Of Mowers and MenI went back to my house on Sunday. I pulled that old lawnmower out of the shed. I fiddled with it for about an hour. No go.
So I drove around the neighborhood to see what’s been happening. There’s another house gone at the other end of the block, and new piles of debris on the next street—looks like a group in a van with Indiana plates working one house.
And then I drove past Pratt Park—a wide, grassy playground with a really nice playscape in the middle. I saw a couple people working, and pulled up.
I was greeted by Casey of the Blue Shed. Casey’s former house was on Pratt. The London Avenue Canal levee was his backyard. Although the levee opened about a block away, the destruction of his house was just as potent, and he has since demolished what remained of his home.
But he kept the shed.
Drive down Pratt today, and you’ll see a smooth sand-covered lot with a pretty blue shed tucked back in the corner. He now signs emails to our neighborhood listserv as “The Blue Shed.”
Casey has become a man with a mission. With no house to fix up, and recognizing the inability of the New Orleans to keep up with its parks, Casey adopted Pratt Park.
Nobody asked him to do it. He just sent out an email one day, saying something like, “I’m going to clean up the park. Anyone who wants to join me is welcome.” He’s been working at the park pretty much every Sunday since then; sometimes with help, sometimes on his own.
On this bright hot day, Casey was getting high-powered help from another neighbor. Using a gas-powered power washer, Hale was meticulously removing the baked-on film of Hurricane Katrina’s flood. Moving in carefully planned rows, Hale wielded the water-wand like a craftsman creating art.

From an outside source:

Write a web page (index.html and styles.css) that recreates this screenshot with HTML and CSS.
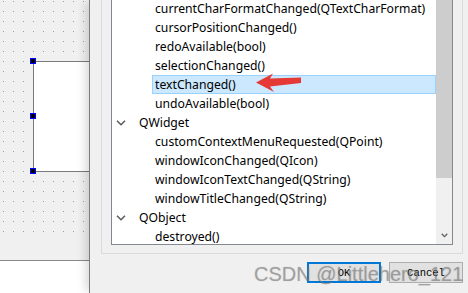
FILE: index.html
```html
<!DOCTYPE html>
<html lang="en">
<head>
    <meta charset="UTF-8">
    <title>Signals</title>
    <link rel="stylesheet" href="styles.css">
</head>
<body>
    <div class="canvas">
        <div class="grid">
            <div class="form">
                <span class="handle handle-top"></span>
                <span class="handle handle-mid"></span>
                <span class="handle handle-bottom"></span>
            </div>
        </div>
        <div class="grid-foot"></div>
        <div class="outside"></div>
    </div>

    <div class="dialog">
        <div class="group">
            <div class="list">
                <div class="items">
                    <div class="row child">currentCharFormatChanged(QTextCharFormat)</div>
                    <div class="row child">cursorPositionChanged()</div>
                    <div class="row child">redoAvailable(bool)</div>
                    <div class="row child">selectionChanged()</div>
                    <div class="row child selected">textChanged()</div>
                    <div class="row child">undoAvailable(bool)</div>
                    <div class="row parent">
                        <svg class="chevron" width="10" height="6" viewBox="0 0 10 6"><path d="M1 0.8 L5 4.8 L9 0.8" fill="none" stroke="#5a5a5a" stroke-width="1.5"/></svg>
                        QWidget
                    </div>
                    <div class="row child">customContextMenuRequested(QPoint)</div>
                    <div class="row child">windowIconChanged(QIcon)</div>
                    <div class="row child">windowIconTextChanged(QString)</div>
                    <div class="row child">windowTitleChanged(QString)</div>
                    <div class="row parent">
                        <svg class="chevron" width="10" height="6" viewBox="0 0 10 6"><path d="M1 0.8 L5 4.8 L9 0.8" fill="none" stroke="#5a5a5a" stroke-width="1.5"/></svg>
                        QObject
                    </div>
                    <div class="row child">destroyed()</div>
                </div>
                <div class="scrollbar">
                    <div class="thumb"></div>
                    <div class="track"></div>
                    <div class="scroll-btn">
                        <svg width="7" height="5" viewBox="0 0 7 5"><path d="M0.7 0.7 L3.5 3.6 L6.3 0.7" fill="none" stroke="#606060" stroke-width="1.3"/></svg>
                    </div>
                </div>
            </div>
        </div>
        <div class="buttons">
            <button class="btn btn-default">OK</button>
            <button class="btn">Cancel</button>
        </div>
    </div>

    <!-- annotation arrow pointing at the chosen signal -->
    <svg class="pointer" width="50" height="22" viewBox="0 0 50 22">
        <polygon points="1,10.5 18,1.5 15,6.5 46,5.5 46,11 15,14.5 19,20" fill="#e53935"/>
    </svg>

    <div class="watermark">CSDN @Littlehero_121</div>
</body>
</html>
```

FILE: styles.css
```css
html, body {
    margin: 0;
    padding: 0;
}
body {
    width: 468px;
    height: 293px;
    overflow: hidden;
    position: relative;
    display: flex;
    background: #f0f0f0;
    font-family: "Noto Sans", "Noto Sans CJK SC", sans-serif;
}

/* designer canvas on the left */
.canvas {
    width: 89px;
    flex: none;
    display: flex;
    flex-direction: column;
    overflow: hidden;
}
.grid {
    height: 240px;
    flex: none;
    background-color: #f0f0f0;
    background-image: conic-gradient(from 270deg at 1px 1px, #9c9c9c 90deg, transparent 0);
    background-size: 10px 10px;
    background-position: 3px 1px;
    padding-top: 61px;
    box-sizing: border-box;
}
.grid-foot {
    height: 21px;
    flex: none;
    background: #f0f0f0;
    border-bottom: 1px solid #8a8a8a;
    box-sizing: border-box;
}
.outside {
    flex: 1;
    background: #fff;
}
.form {
    position: relative;
    margin-left: 33px;
    width: 70px;
    height: 111px;
    box-sizing: border-box;
    background: #fff;
    border: 1px solid #7a7a7a;
    border-right: none;
}
.handle {
    position: absolute;
    left: -4px;
    width: 4px;
    height: 4px;
    background: #000;
    border: 1px solid #0000ff;
}
.handle-top { top: -4px; }
.handle-mid { top: 51px; }
.handle-bottom { top: 106px; }

/* signal dialog */
.dialog {
    flex: 1;
    position: relative;
    z-index: 1;
    display: flex;
    flex-direction: column;
    background: #f0f0f0;
    border-left: 1px solid #7c7c7c;
    box-shadow: -6px 0 8px -2px rgba(0, 0, 0, 0.14);
}
.group {
    margin: 0 5px 0 11px;
    padding: 0 9px 8px 9px;
    border: 1px solid #dadada;
    border-top: none;
}
.list {
    height: 245px;
    box-sizing: border-box;
    display: flex;
    background: #fff;
    border: 1px solid #828790;
    border-top: none;
}
.items {
    flex: 1;
    overflow: hidden;
    margin-top: -1px;
}
.row {
    height: 19px;
    line-height: 19px;
    font-size: 12.2px;
    color: #000;
    white-space: nowrap;
    box-sizing: border-box;
}
.child {
    margin-left: 40px;
    padding-left: 2px;
    border: 1px solid transparent;
    line-height: 17px;
}
.selected {
    background: #cce8ff;
    border-color: #99d1ff;
}
.parent {
    display: flex;
    align-items: center;
    padding-left: 4px;
}
.chevron {
    margin-right: 13px;
}
.scrollbar {
    width: 16px;
    flex: none;
    display: flex;
    flex-direction: column;
    background: #f0f0f0;
}
.thumb {
    height: 178px;
    background: #cdcdcd;
}
.track {
    flex: 1;
}
.scroll-btn {
    height: 17px;
    display: flex;
    align-items: center;
    justify-content: center;
}

.buttons {
    display: flex;
    justify-content: flex-end;
    gap: 8px;
    margin: 8px 5px 0 0;
}
.btn {
    width: 74px;
    height: 21px;
    padding: 0;
    background: #e1e1e1;
    border: 1px solid #adadad;
    font-family: "Liberation Mono", monospace;
    font-size: 10.5px;
    color: #000;
}
.btn-default {
    border: 2px solid #0078d7;
}

/* overlays */
.pointer {
    position: absolute;
    z-index: 2;
    left: 255px;
    top: 72px;
}
.watermark {
    position: absolute;
    z-index: 2;
    left: 254px;
    top: 263px;
    font-family: "Liberation Sans", Arial, sans-serif;
    font-size: 20px;
    line-height: 23px;
    color: rgba(125, 125, 125, 0.5);
    text-shadow: 0 0 1px rgba(90, 90, 90, 0.35);
    white-space: nowrap;
}
```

Hale hasn’t yet decided what to do with his house, and only recently moved his wife and two young children back from Colorado to Metairie, right next door to New Orleans. When we talked about the future of the city, he put it this way: “There will be no single chicken emerging from one egg. New Orleans is going to rebuild over time so that there will be many chickens and many eggs all around the city.”
I think I agreed with him.
Now I’ve blogged about Hale before. He’s the rocket scientist that was very popular in our neighborhood because of his willingness to share his home-brewed beer. Hale is a mechanical engineer, so unlike yours truly the civil engineer, he was able to get his flooded power tools going again.

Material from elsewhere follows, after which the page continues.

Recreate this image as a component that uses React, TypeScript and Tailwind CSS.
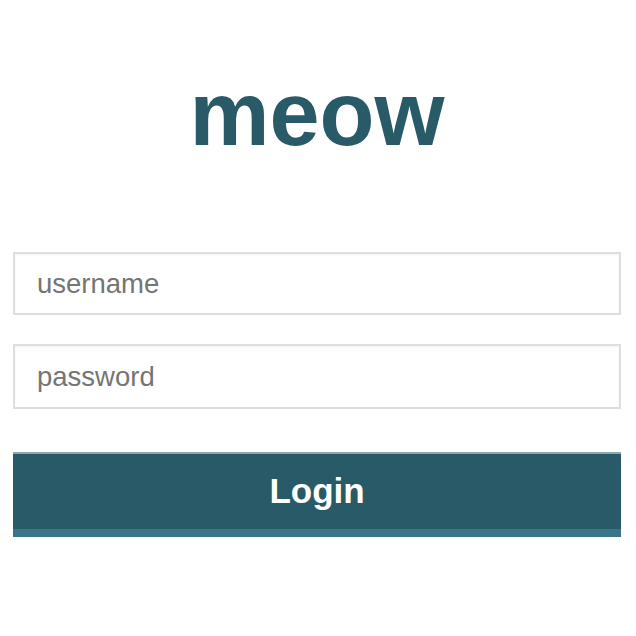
const App = () => {
  return (
    <div
      className="min-h-[636px] bg-white pl-[13px] pr-[15px]"
      style={{ fontFamily: '"Liberation Sans", Arial, sans-serif' }}
    >
      <h1 className="pt-[69px] text-center text-[90px] font-bold leading-none text-[#285a68]">
        meow
      </h1>
      <form className="mt-[93px] flex flex-col" onSubmit={(e) => e.preventDefault()}>
        <input
          type="text"
          placeholder="username"
          className="h-[63px] w-full border-2 border-[#dedede] bg-white px-[22px] text-[27.5px] text-[#555] shadow-[inset_0_1px_2px_rgba(0,0,0,0.05)] outline-none placeholder:text-[#757575]"
        />
        <input
          type="password"
          placeholder="password"
          className="mt-[29px] h-[65px] w-full border-2 border-[#dedede] bg-white px-[22px] text-[27.5px] text-[#555] shadow-[inset_0_1px_2px_rgba(0,0,0,0.05)] outline-none placeholder:text-[#757575]"
        />
        <button
          type="submit"
          className="mt-[43px] h-[85px] w-full border-t-2 border-b-8 border-t-[#8fa9ad] border-b-[#3a7688] bg-[#285a68] text-[35px] font-bold text-white"
        >
          Login
        </button>
      </form>
    </div>
  );
};

export default App;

I said to Casey, “What can I do to help?”
“Well, you can paint those climbing bars over there, or you can cut grass.”
I think we all know what I chose!
Call me crazy, but I proceeded to have a whole lot of fun working a push mower through an expanse of grass about half the size of a football field!
As I pushed it along, I thought about us three neighbors, Casey, Hale and Tim. Three guys who pretty much lost it all in the hurricane, but who all found a reason, and the spirit, to come back.
Heck, Hale doesn’t even know if he’s coming back to Vista Park, but here he is, on his day off, working in the hot sun.
And when I got home, I found more than one offer of a loaned lawnmower in my email and in comments on this blog. Offers of aid and assistance from people I’ve never met, except through the cold glow of a computer hooked to the Internet.
I ask you, who would deny such people the right to rebuild their city? Who would dare tell such civic-minded, proud, pick-yourself-up-by-the-bootstraps Americans that theirs was a lost cause?
Yet another neighbor, April, heard of Casey’s efforts and took her children to Pratt Park to see for herself. I post some pictures she took here.
April reports, “My kids played on the equipment and the swings this evening and people from Edgewater Baptist were out there having a picnic!! Oh it made me want to be home so bad, I just wish I could close my eyes and walk back across the street on Pressburg and be home......but not yet.”
I failed to get my mower started on Sunday. And it was probably the best thing that could have happened.